Industry conditions for equilibria have been fine-tuned to balance safety, cost and efficiency.

Both the Haber and Contact processes produce a greater yield using higher pressures.

So you'd think, we'd want as higher pressure as we can possibly get, 'cause we want to increase the yield.

But having high pressure costs money, it also increases the risk of equipment failure and it presents safety concerns 'cause there's a potential for an explosion because you've got these really incredibly high pressures.

So this makes it very hazardous.

So here's a question based on that learning.

Why is it necessary to balance high pressures and temperatures in industrial processes? Pause the video here, answer the question and I'll see you when you're finished.

Welcome back.

So the answers to that question is, to minimise safety risks and reduce costs.

And to shift the equilibrium position favourably.

So well done if got my answer correct.

Both the Haber and the Contact processes use catalysts.

And using a catalyst, remember, speeds up the rate of reaction, but doesn't affect the yield of the product because it doesn't shift the equilibrium position.

So a catalyst speeds up the rate of reaction without being used up in the reaction.

It provides an alternative pathway with a lower activation energy.

The catalyst used will often be a fine powder that gives it a high surface area and that again, increases the rate of the reaction.

Both the Haber and Contact processes remove the final product as the reaction is happening.

And removing this product effectively lowers the concentration of the product that's being produced and therefore, increases the yield of the product because it shifts the equilibrium position towards the product.

Here's a question based on that learning.

Which the following statements best describes the trade-off in industrial equilibria? Pause the video here, answer the question and I'll see you when you're finished.

Welcome back.

So the answer to the question is a high pressure can increase the rate of reaction, but may shift the equilibrium unfavourably.

In industrial reactions, the conditions used are also influenced by the availability of the raw materials.

So it depends where those raw materials come from and how available they are, how much it costs to find and extract those raw materials, the energy supplies and the cost related to those.

For example, the Haber process uses nitrogen from the air, which is a low cost, and hydrogen from sources like natural gas.

And that has a variable cost.

It does depend.

If you extract it using electrolysis, it can be more expensive.

And energy-intensive due to high pressure and temperature, necessitating efficient energy use.

So it's quite energy intensive.

So here's a question based on that learning.

High energy costs can lead to changes in the pressures and temperatures used in industrial reactions.

Is this true or false? And use the statements to justify your answer.

So answer the question and I'll see you when you're finished.

Welcome back.

The answer to that question is true.

To reduce operational costs, industries might use more energy-efficient conditions, even if it means a slightly lower yield.

We're now moving on to task B.

Jun predicts that the reaction between carbon monoxide and hydrogen is exothermic and involves a reduction in gas volume.

So here we've got carbon monoxide and hydrogen forming methanol, and it's a reversible reaction.

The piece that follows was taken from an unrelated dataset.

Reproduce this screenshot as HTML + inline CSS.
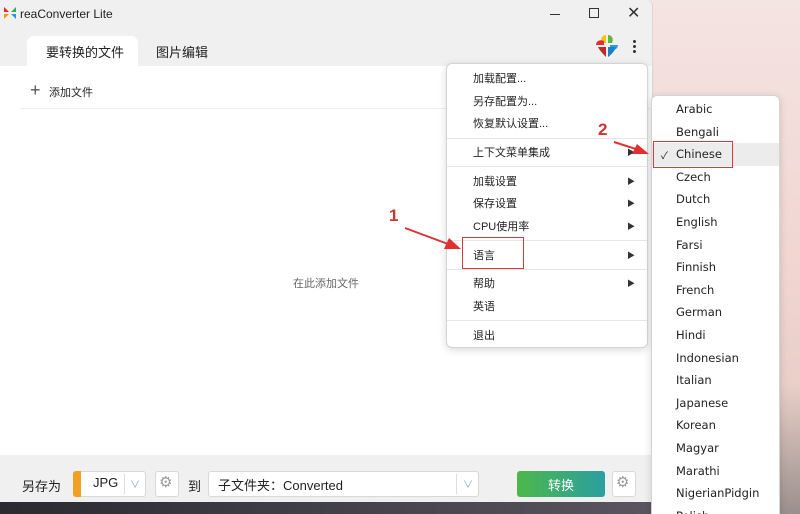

We've got one mole of carbon monoxide reacting with two moles of hydrogen to form one mole of methanol.

We've then got a whole series of information in that table there.

So we need to look really carefully.

It is telling us the percentage yield of methanol.

So in that table, in the white section of the table, you can see lots of percentages.

So that's the percentage yield of methanol.

We can see what happens as we increase the pressure.

So it's going from 50 atmospheres, 100 atmospheres, 200, 300, 400 atmospheres, and we can see the impact that's having.

And then down the side, we've got temperature in degrees Celsius, 200 degrees Celsius, 300, 400, 500 degrees Celsius.

So number one, describe and explain whether Jun's prediction are supported by the reaction and the results in the table.

Suggest why the reaction conditions chosen by industry are 200 atmospheres and 300 degrees Celsius, despite not having the highest yield.

So you need to think about this quite carefully.

You need to use the data in the table to support your answer.

So pause the video here, answer the question, and I'll see you when you're finished.

Welcome back.

So let's go through that answer.

So describe and explain whether Jun's predictions are supported by the reaction and the results in the table.

So in endothermic reactions, as the temperature increases, the equilibrium position shifts to the right.

As pressure increases, the equilibrium position shifts to the side with the least number of moles of gas.

So that's the facts.

So the prediction is not supported, the reaction must be exothermic, not endothermic, because equilibrium position moves to the left as the temperature increases.

And that's shown in the table.

The prediction is supported, as pressure increases.

The position of equilibrium moves to the right, fewer moles of gas, and the percentage yield increases.

So well done if you got that correct.

Question two, suggest why the reaction conditions chosen by industry are 200 atmospheres and 300 degrees Celsius, despite not giving the highest yield.

So it balances yield, safety, and costs.

So high pressures, such as 400 atmospheres are costly to maintain and pose safety risks.

Operating at 200 atmospheres reduces these risks and costs while still achieving a relatively high yield.

And you could have quoted the yield values there from the table if you wanted to.

Lower temperatures increases the yield, but slows the rate of reaction.

And a temperature of 300 is a compromise that allows for a reasonable reaction rate and energy efficiency while still producing a decent amount of yield.

So it's a balance between the two.

So well done if you got that correct.

Here is the summary of the lesson.

Industrial equilibria often involve a trade-off between the rate of production and the position of equilibrium.

Temperature, pressure, surface area, concentration, and catalysts all impact reaction rates and equilibrium positions, sometimes in opposing ways.

Maintaining very high pressures is costly and increases the risk of equipment failure.

High pressures and temperatures can improve reaction rates, but must be balanced against safety and economic considerations.

'Cause remember, they can both be expensive to produce.

And low temperatures tend to slow down reactions, impacting production rates, but can shift equilibrium to favour the desired product in some exothermic reactions.

So thank you very much for joining me for today's lesson.